BP “has a slight advantage over Shell” ahead of announcing their first quarter results, according to an analyst.
The energy majors are due to report on their performance for the first part of the year, starting with Shell on Thursday and BP next Tuesday.
Iain Armstrong, divisional director with investment manager Brewin Dolphin, predicts “positive outcomes” for both firms, with both operating “sustainable downstream businesses”.
He said: “I think certainly in the first quarter BP has a slight advantage over Shell in so far as that they have just brought on a lot more new projects.
“They could not have timed it better in terms of the high oil prices.
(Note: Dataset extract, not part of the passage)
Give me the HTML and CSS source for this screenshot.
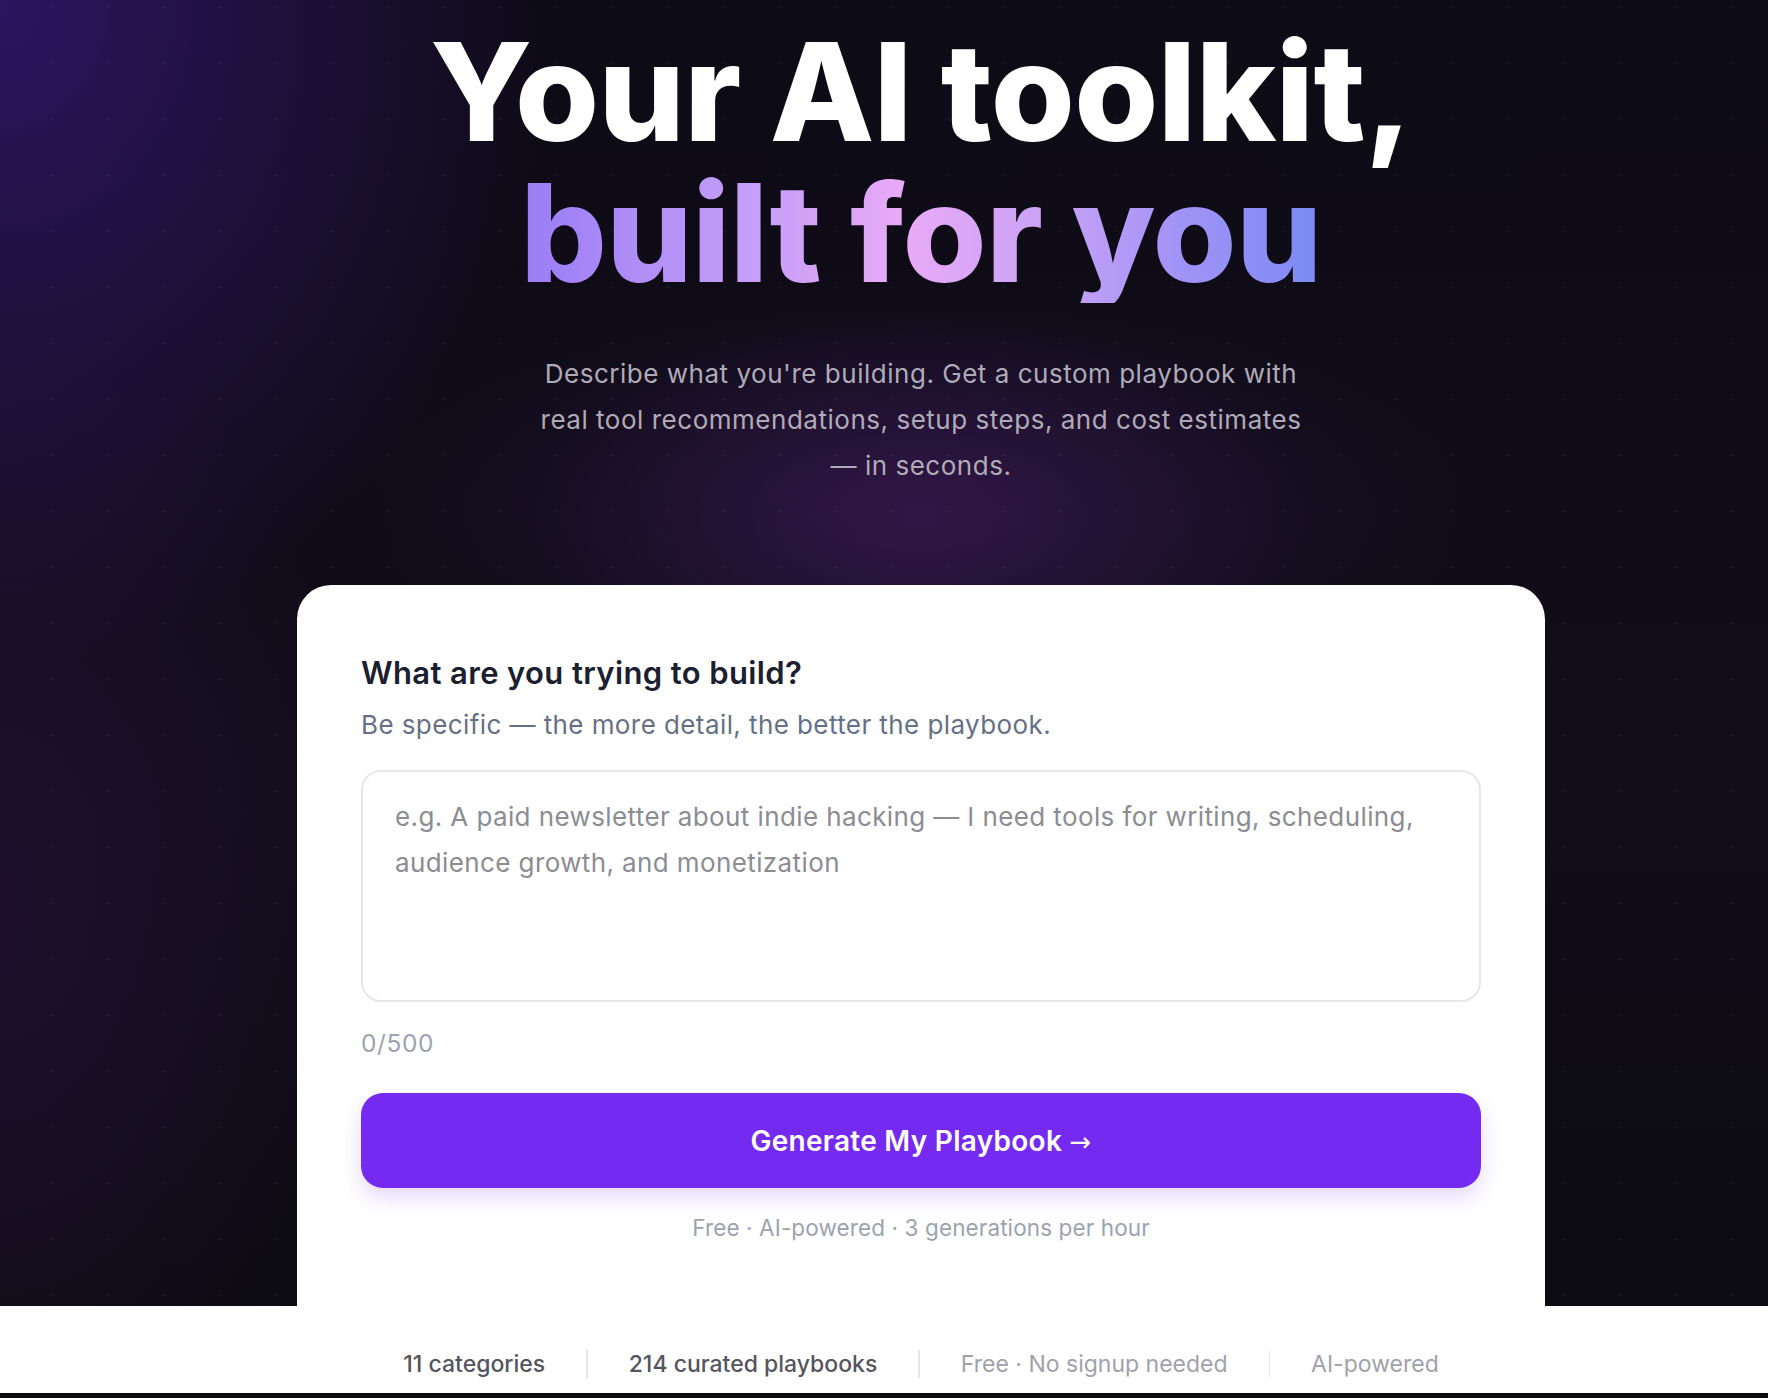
FILE: index.html
```html
<!DOCTYPE html>
<html lang="en">
<head>
<meta charset="utf-8">
<title>Your AI toolkit, built for you</title>
<link rel="stylesheet" href="styles.css">
</head>
<body>
<main class="hero">
  <h1 class="title">
    <span class="title-line">Your AI toolkit,</span>
    <span class="title-line title-grad">built for you</span>
  </h1>
  <p class="lead">Describe what you're building. Get a custom playbook with real tool recommendations, setup steps, and cost estimates — in seconds.</p>
  <section class="card">
    <h2 class="card-title">What are you trying to build?</h2>
    <p class="card-sub">Be specific — the more detail, the better the playbook.</p>
    <textarea class="input" placeholder="e.g. A paid newsletter about indie hacking — I need tools for writing, scheduling, audience growth, and monetization"></textarea>
    <div class="count">0/500</div>
    <button class="cta" type="button">Generate My Playbook <span class="arrow">→</span></button>
    <p class="note">Free · AI-powered · 3 generations per hour</p>
  </section>
</main>
<section class="stats">
  <span class="stat stat-strong">11 categories</span>
  <span class="sep"></span>
  <span class="stat stat-strong">214 curated playbooks</span>
  <span class="sep"></span>
  <span class="stat">Free · No signup needed</span>
  <span class="sep"></span>
  <span class="stat">AI-powered</span>
</section>
<footer class="strip"></footer>
</body>
</html>
```

FILE: styles.css
```css
html, body {
  margin: 0;
  padding: 0;
}

body {
  font-family: Inter, "Noto Sans", "Liberation Sans", sans-serif;
  background: #ffffff;
  color: #1a1f2e;
}

.hero {
  display: flex;
  flex-direction: column;
  align-items: center;
  padding: 21px 0 0 74px;
  background-color: #0c0b13;
  background-image:
    radial-gradient(circle, rgba(255, 255, 255, 0.06) 1.2px, transparent 1.6px),
    radial-gradient(ellipse 560px 300px at 52% 40%, rgba(70, 30, 100, 0.45), transparent 70%),
    radial-gradient(ellipse 760px 280px at 52% 38%, rgba(60, 25, 90, 0.35), transparent 75%),
    radial-gradient(ellipse 800px 950px at 0% 0%, rgba(52, 22, 110, 0.85), transparent 70%),
    radial-gradient(ellipse 520px 900px at 0% 70%, rgba(40, 18, 60, 0.6), transparent 70%),
    linear-gradient(180deg, #0d0b15 0%, #110d1a 60%, #0c0b12 100%);
  background-size: 56px 56px, auto, auto, auto, auto, auto;
  background-position: 25px 35px, 0 0, 0 0, 0 0, 0 0, 0 0;
}

.title {
  margin: 0;
  display: flex;
  flex-direction: column;
  align-items: center;
  font-size: 136px;
  line-height: 141px;
  font-weight: 800;
  letter-spacing: -0.005em;
  color: #ffffff;
  text-align: center;
}

.title-line {
  display: inline-block;
  white-space: nowrap;
}

.title-grad {
  background-image: linear-gradient(90deg, #9a7cf5 0%, #c39ef8 28%, #e8aaf6 48%, #c9a2f7 66%, #a293f6 82%, #7a89f4 100%);
  -webkit-background-clip: text;
  background-clip: text;
  color: transparent;
}

.lead {
  margin: 48px 0 0;
  max-width: 790px;
  font-size: 26px;
  line-height: 46px;
  letter-spacing: 0.02em;
  color: #b0aab8;
  text-align: center;
}

.card {
  box-sizing: border-box;
  width: 1248px;
  margin: 96px 0 -40px;
  padding: 70px 64px 103px;
  background: #ffffff;
  border-radius: 34px;
  display: flex;
  flex-direction: column;
}

.card-title {
  margin: 0;
  font-size: 31px;
  line-height: 36px;
  font-weight: 600;
  color: #1b2030;
  letter-spacing: 0.012em;
}

.card-sub {
  margin: 16px 0 0;
  font-size: 26px;
  line-height: 36px;
  letter-spacing: 0.016em;
  color: #667085;
}

.input {
  box-sizing: border-box;
  display: block;
  width: 100%;
  height: 232px;
  margin: 27px 0 0;
  padding: 22px 32px;
  border: 2px solid #e6e7ea;
  border-radius: 20px;
  font-family: Inter, "Noto Sans", "Liberation Sans", sans-serif;
  font-size: 26px;
  line-height: 46px;
  letter-spacing: 0.015em;
  color: #1b2030;
  background: #ffffff;
  resize: none;
  outline: none;
}

.input::placeholder {
  color: #8c8c93;
}

.count {
  margin-top: 26px;
  font-size: 24.5px;
  line-height: 30px;
  letter-spacing: 0.025em;
  color: #9ca3af;
}

.cta {
  display: block;
  width: 100%;
  height: 95px;
  margin-top: 35px;
  border: 0;
  border-radius: 22px;
  background: #752af2;
  color: #ffffff;
  font-family: Inter, "Noto Sans", "Liberation Sans", sans-serif;
  font-size: 28px;
  font-weight: 600;
  letter-spacing: 0.01em;
  box-shadow: 0 10px 22px rgba(117, 42, 242, 0.18);
  cursor: pointer;
}

.arrow {
  font-family: "DejaVu Sans", sans-serif;
  font-weight: 400;
  font-size: 26px;
}

.note {
  margin: 25px 0 0;
  font-size: 22.5px;
  line-height: 30px;
  letter-spacing: 0.005em;
  color: #9ca3af;
  text-align: center;
}

.stats {
  display: flex;
  justify-content: center;
  align-items: center;
  gap: 41px;
  padding: 43px 0 14px 74px;
  background: #ffffff;
  font-size: 23px;
  line-height: 30px;
}

.stat {
  color: #a1a1aa;
  white-space: nowrap;
}

.stat-strong {
  color: #55555e;
  font-weight: 500;
}

.sep {
  width: 1.5px;
  height: 28px;
  background: #e5e5ea;
}

.strip {
  height: 40px;
  background: #0c0b12;
}
```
“Shell has a huge LNG business which is doing ok but hasn’t got the year-on-year improvement that the oil business will have so that is in favour of BP versus Shell.
“The geography is also in the favour of BP over Shell because they are doing particularly well in their North American operations.”
Mr Armstrong expects good news for shareholders for both firms, who are using a “degree of sensibility” when it comes to sanctioning oil and gas projects.
“The outcomes will be quite positive. We’re moving into Q2 and Q3 which is the driving period so there is more demand and it doesn’t look like OPEC is going to do anything to stop that demand.
“You have to consider that there aren’t any huge new projects coming on stream. BP and Shell are keeping the money in their own pockets which can only be a good thing in terms of shareholders’ returns. I think there is a great deal of sensibility coming through.
“What will they do with the money, give it back to the shareholders? A lot of people think dividends may go up. I don’t think that but I might be in the minority.”
In terms of North Sea activity, Mr Armstrong says BP’s newly-announced Vorlich and Alligin fields –Shell is also involved in the latter – “stand out” amid a lack of larger projects.
“These projects themselves, if BP was making big new projects in the Gulf of Mexico, etc they would look tiny, but because the big oil companies aren’t doing big projects anymore they do stand out a little bit more. Since the operating costs have gone down in the North Sea in the last few years they decided they can go along with this.
The last big one (in the North Sea) is Clair Ridge for BP but even that in the scheme of those for BP is one a fraction of some being done in the Gulf of Mexico. I think the biggest opportunity in the North Sea is decommissioning for the energy services companies.”